12. L1 Output Addressing
12.1 Base Address Computation
For each packer i, the L1 write address is computed at instruction start:
# Packer 0 initial address:
Packer0Addr = PackerIConfig.L1_Dest_addr + (not PackerIConfig.Sub_l1_tile_header_size)
# For packers 1-3, if packer 0 addr has bit 31 set (relative mode):
if i > 0 and Packer0Addr.bit31:
Addr = Packer0Addr + relative_offset_for_packer_i
else:
Addr = PackerIConfig.L1_Dest_addr + (not PackerIConfig.Sub_l1_tile_header_size)
# Output ADC Channel 1 YZW contribution:
YZW_Addr = PCK0_ADDR_BASE_REG_1_Base # ADDR32 17
+ ADC.Channel1.Y * PCK0_ADDR_CTRL_XY_REG_1_Ystride # ADDR32 14 [31:16]
+ ADC.Channel1.Z * PCK0_ADDR_CTRL_ZW_REG_1_Zstride # ADDR32 15 [15:0]
+ ADC.Channel1.W * PCK0_ADDR_CTRL_ZW_REG_1_Wstride # ADDR32 15 [31:16]
Addr += (YZW_Addr & ~0xf) # only 256-byte aligned adjustments from ADC
12.2 l1_dest_addr_offset
If Add_l1_dest_addr_offset = 1 (ADDR32 70, bit 1), an additional offset is added:
if PackerIConfig.Add_l1_dest_addr_offset:
Addr += Packer[i].l1_dest_addr_offset # 16-bit field set by TDMA-RISC
This allows the TDMA-RISC coprocessor to program different offsets for streaming output.
12.3 FIFO Wraparound
If Addr > Pack_limit_address * 2 + 1, the address wraps:
if Addr > Pack_limit_address * 2 + 1:
Addr -= Pack_fifo_size * 2
Pack_limit_address and Pack_fifo_size are in THCON_SEC0_REG9 (ADDR32 100-103).
12.4 Stream Addresses
The output address generator manages three streams:
- RSI stream (
RSIStream): addresses for row-start indices (compression metadata) - Exponent stream (
ExponentStream): addresses for BFP shared exponents - Data stream (
DataStream): addresses for the actual datum values
When NeedsNewAddress = True for a stream, its ByteAddress is computed fresh from Addr.
Otherwise, output is appended to the previous address (buffers persist between PACRs).
if PerformingCompression and RSIStream.NeedsNewAddress:
RSIStream.ByteAddress = (Addr & 0x1ffff) << 4 # 21-bit L1 byte address × 16
RSIStream.NeedsNewAddress = False
Addr += Row_start_section_size # reserve space
if OutputFormatLessThan16Bits and ExponentStream.NeedsNewAddress:
# OutputFormatLessThan16Bits = (Out_data_format & 2) != 0
# This catches all BFP formats, FP8, INT8 — even though FP8/INT8 don't actually
# produce exponents.

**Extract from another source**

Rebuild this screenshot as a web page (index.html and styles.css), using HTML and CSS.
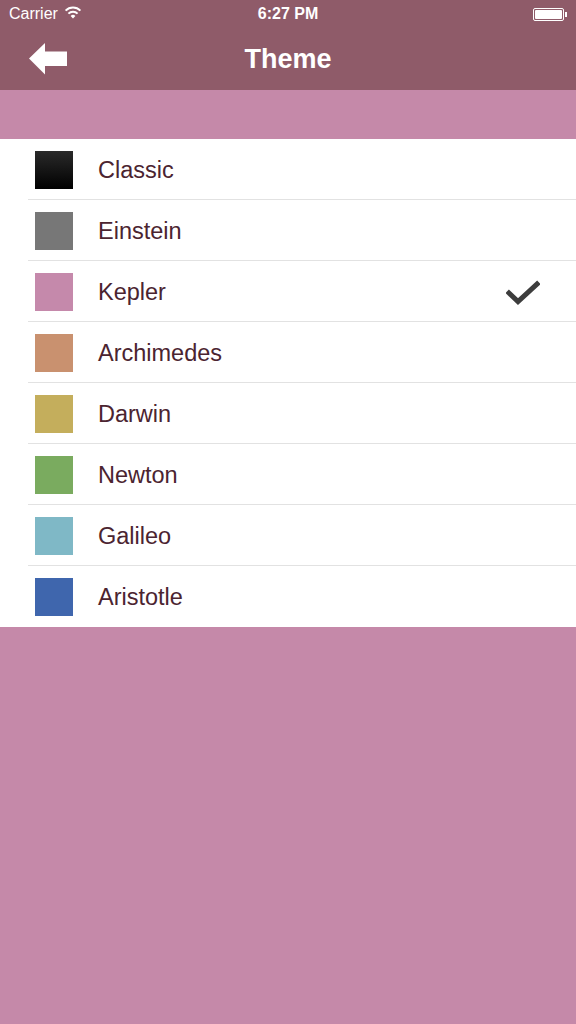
FILE: index.html
```html
<!DOCTYPE html>
<html>
<head>
<meta charset="utf-8">
<link rel="stylesheet" href="styles.css">
</head>
<body>
<div class="app">
  <header class="topbar">
    <div class="status">
      <div class="status-left">
        <span class="carrier">Carrier</span>
        <svg class="wifi" width="18" height="13" viewBox="0 0 18 13">
          <path d="M9 12.5 L6.6 9.9 A3.4 3.4 0 0 1 11.4 9.9 Z" fill="#fff"/>
          <path d="M4.4 7.6 A6.5 6.5 0 0 1 13.6 7.6" stroke="#fff" stroke-width="2" fill="none"/>
          <path d="M1.6 4.6 A10.5 10.5 0 0 1 16.4 4.6" stroke="#fff" stroke-width="2" fill="none"/>
        </svg>
      </div>
      <span class="time">6:27 PM</span>
      <div class="status-right">
        <div class="battery"><div class="battery-fill"></div></div>
        <div class="battery-tip"></div>
      </div>
    </div>
    <div class="navbar">
      <svg class="back" width="40" height="32" viewBox="0 0 40 32">
        <path d="M0 15.5 L16 0 L16 8.5 L38 8.5 L38 23 L16 23 L16 31.5 Z" fill="#fff"/>
      </svg>
      <h1 class="title">Theme</h1>
    </div>
  </header>
  <div class="band"></div>
  <ul class="list">
    <li class="row"><span class="swatch classic"></span><span class="name">Classic</span></li>
    <li class="row"><span class="swatch einstein"></span><span class="name">Einstein</span></li>
    <li class="row"><span class="swatch kepler"></span><span class="name">Kepler</span>
      <svg class="check" width="34" height="26" viewBox="0 0 34 26"><path d="M3 13 L12 21.5 L31 4" stroke="#3d3d3d" stroke-width="5" fill="none" stroke-linecap="square"/></svg>
    </li>
    <li class="row"><span class="swatch archimedes"></span><span class="name">Archimedes</span></li>
    <li class="row"><span class="swatch darwin"></span><span class="name">Darwin</span></li>
    <li class="row"><span class="swatch newton"></span><span class="name">Newton</span></li>
    <li class="row"><span class="swatch galileo"></span><span class="name">Galileo</span></li>
    <li class="row last"><span class="swatch aristotle"></span><span class="name">Aristotle</span></li>
  </ul>
</div>
</body>
</html>
```

FILE: styles.css
```css
* { box-sizing: border-box; }
html, body { margin: 0; padding: 0; }
body {
  width: 576px;
  height: 1024px;
  background: #c589a9;
  font-family: "Liberation Sans", Arial, sans-serif;
  overflow: hidden;
}
.topbar {
  background: #8f5b69;
  height: 90px;
  color: #fff;
}
.status {
  height: 30px;
  display: flex;
  align-items: center;
  justify-content: space-between;
  padding: 0 9px 2px 9px;
  position: relative;
}
.status-left { display: flex; align-items: center; gap: 6px; }
.carrier { font-size: 16px; }
.wifi { margin-top: -3px; }
.time {
  position: absolute;
  left: 0; right: 0;
  text-align: center;
  font-size: 16px;
  font-weight: bold;
  pointer-events: none;
}
.status-right { display: flex; align-items: center; }
.battery {
  width: 31px;
  height: 13px;
  border: 1px solid #fff;
  border-radius: 2px;
  padding: 1px;
}
.battery-fill { width: 100%; height: 100%; background: #fff; border-radius: 1px; }
.battery-tip { width: 2px; height: 5px; background: #fff; margin-left: 1px; }
.navbar {
  height: 60px;
  display: flex;
  align-items: center;
  justify-content: center;
  position: relative;
}
.back {
  position: absolute;
  left: 29px;
  top: 13px;
}
.title {
  margin: 0 0 2px 0;
  font-size: 27px;
  font-weight: bold;
  color: #fff;
}
.band { height: 49px; background: #c589a9; }
.list {
  list-style: none;
  margin: 0;
  padding: 0;
  background: #fff;
}
.row {
  height: 61px;
  display: flex;
  align-items: center;
  padding-left: 35px;
  position: relative;
}
.row::after {
  content: "";
  position: absolute;
  left: 28px;
  right: 0;
  bottom: 0;
  height: 1px;
  background: #e2e2e2;
}
.row.last::after { display: none; }
.swatch {
  width: 38px;
  height: 38px;
  flex: none;
}
.name {
  margin-left: 25px;
  padding-top: 2px;
  font-size: 23.5px;
  color: #4b2430;
}
.check { position: absolute; left: 506px; top: 19px; }
.classic { background: linear-gradient(#2a2a2a, #000); }
.einstein { background: #777777; }
.kepler { background: #c589ab; }
.archimedes { background: #c9916f; }
.darwin { background: #c4ae5c; }
.newton { background: #7aab5f; }
.galileo { background: #7fb8c6; }
.aristotle { background: #3f66ad; }
```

For FP8/INT8, Exp_section_size = 0 so Addr doesn't advance.
ExponentStream.ByteAddress = (Addr & 0x1ffff) << 4
ExponentStream.NeedsNewAddress = False
Addr += Exp_section_size # advance past exponent section
if DataStream.NeedsNewAddress:
DataStream.ByteAddress = (Addr & 0x1ffff) << 4
DataStream.NeedsNewAddress = False
On Last=1 or Flush=1, all three NeedsNewAddress flags are set to True (for the next PACR).
12.5 16-Byte Write Alignment
All L1 output is via aligned 16-byte writes. Individual datums are buffered at the end of
the pipeline. Once 16 bytes accumulate, they are written to ByteAddress and ByteAddress += 16.
If the pipeline is flushed before 16 bytes accumulate, the buffer is padded with zeros and
written. This means partial-row output is always zero-padded to a 16-byte boundary.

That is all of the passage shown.